Community and Ecosystem

  • Java: Java benefits from a vast and active community, a rich set of open-source libraries, and a strong ecosystem around Java Virtual Machine (JVM) languages. The Java community has been around for over two decades, contributing to its robust ecosystem.
  • C#: C# also has a strong community, especially among developers working in the Microsoft ecosystem. The growth of .NET Core has expanded its community to include developers working on cross-platform applications.

Job Market Demand

  • Java: Java consistently ranks high in job market demand. Its use in enterprise and Android mobile development contributes to a steady demand for Java developers.
  • C#: There is also a significant demand for C# developers, particularly in markets dominated by Microsoft technologies. The versatility of C# in game development, desktop, and web applications also contributes to job market demand.

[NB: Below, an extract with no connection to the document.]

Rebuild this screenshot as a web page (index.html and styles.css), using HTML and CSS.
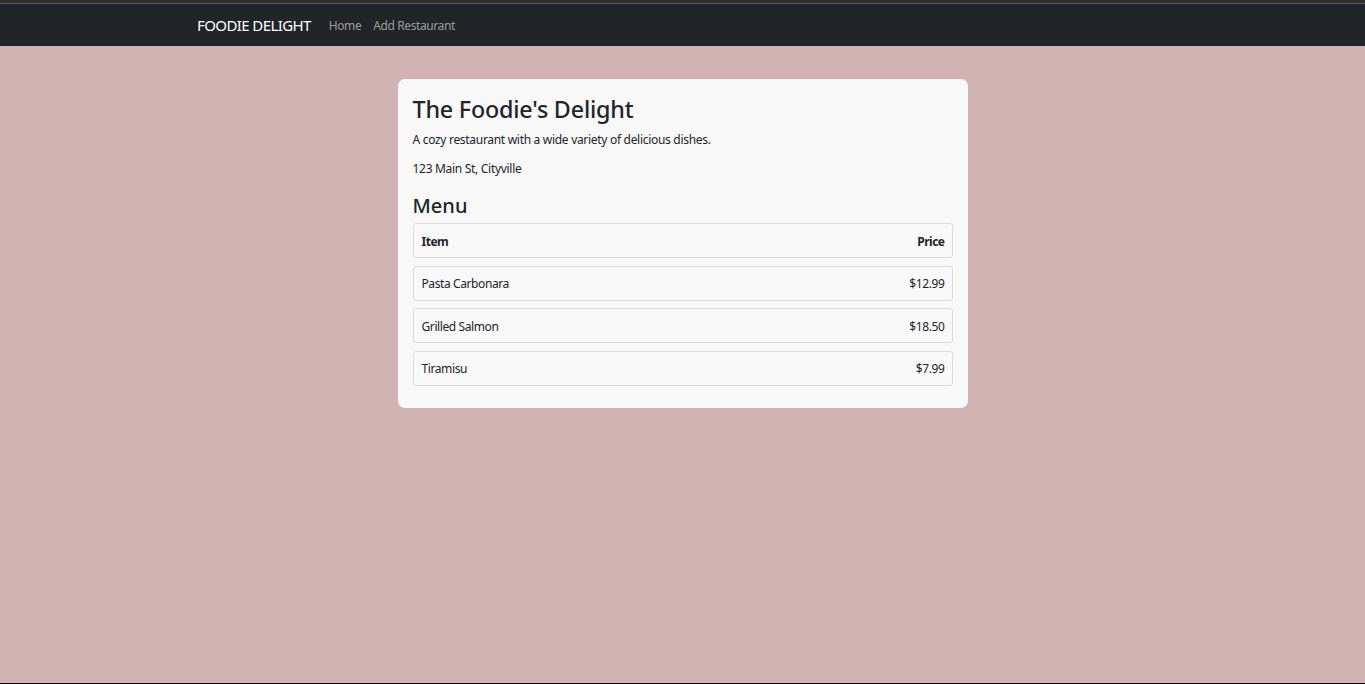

Trends in Software Development

  • Java: Java’s role in Android development and enterprise solutions keeps it relevant. However, the rise of alternative JVM languages like Kotlin (especially for Android) and Scala (for big data) has introduced competition within its own ecosystem.
  • C#: C#’s integration with the Unity game engine gives it a unique position in the game development market. The evolution of .NET Core and its cross-platform capabilities have also revitalized interest in C# for web and server-side applications.

Educational and Learning Resources

  • Java: Java is often taught in academic settings as an introductory programming language, which contributes to its widespread knowledge base among new graduates.
  • C#: C# is also popular in educational settings, particularly in courses focusing on game development and Microsoft-specific technologies.

Famous Applications and Software of C#:

  1. Visual Studio: An integrated development environment from Microsoft.
  2. NET: A freeware raster graphics editor program for Microsoft Windows.
  3. Xamarin Apps: Including “The World Bank,” “Storyo,” and “Just Giving.”
  4. Unity Games: Such as “Hearthstone,” “Monument Valley,” and “Kerbal Space Program.”
  5. Windows Presentation Foundation (WPF) Apps: Like “SAP Crystal Reports” and “Handbrake.”
  6. NET Websites: Including “Stack Overflow,” “Dell,” and “GoDaddy.”

Famous Applications and Software of Java:

  1. Android Apps: Like “Spotify,” “Uber,” and “Instagram.”
  2. Enterprise Systems: Such as “Oracle WebLogic,” “IBM WebSphere,” and “SAP Business Suite.”
  3. Web Applications: Including “LinkedIn,” “eBay,” and parts of “Amazon.”
  4. Big Data Technologies: Like “Apache Hadoop,” “Apache Spark,” and “Elasticsearch.”
  5. Integrated Development Environments (IDEs): Such as “Eclipse” and “IntelliJ IDEA.”


C# and Java are both powerful and popular programming languages, each with unique strengths. C# is a key player in the Microsoft ecosystem, widely used for Windows applications, game development with Unity, and cross-platform solutions. Java, known for its “Write Once, Run Anywhere” philosophy, dominates Android app development, enterprise systems, and big data technologies.

While they share similarities in syntax and object-oriented principles, they differ in aspects like runtime environment, exception handling, and platform independence. Both languages have a strong presence in the industry, backed by large communities and consistent demand in the job market, making them top choices for developers worldwide.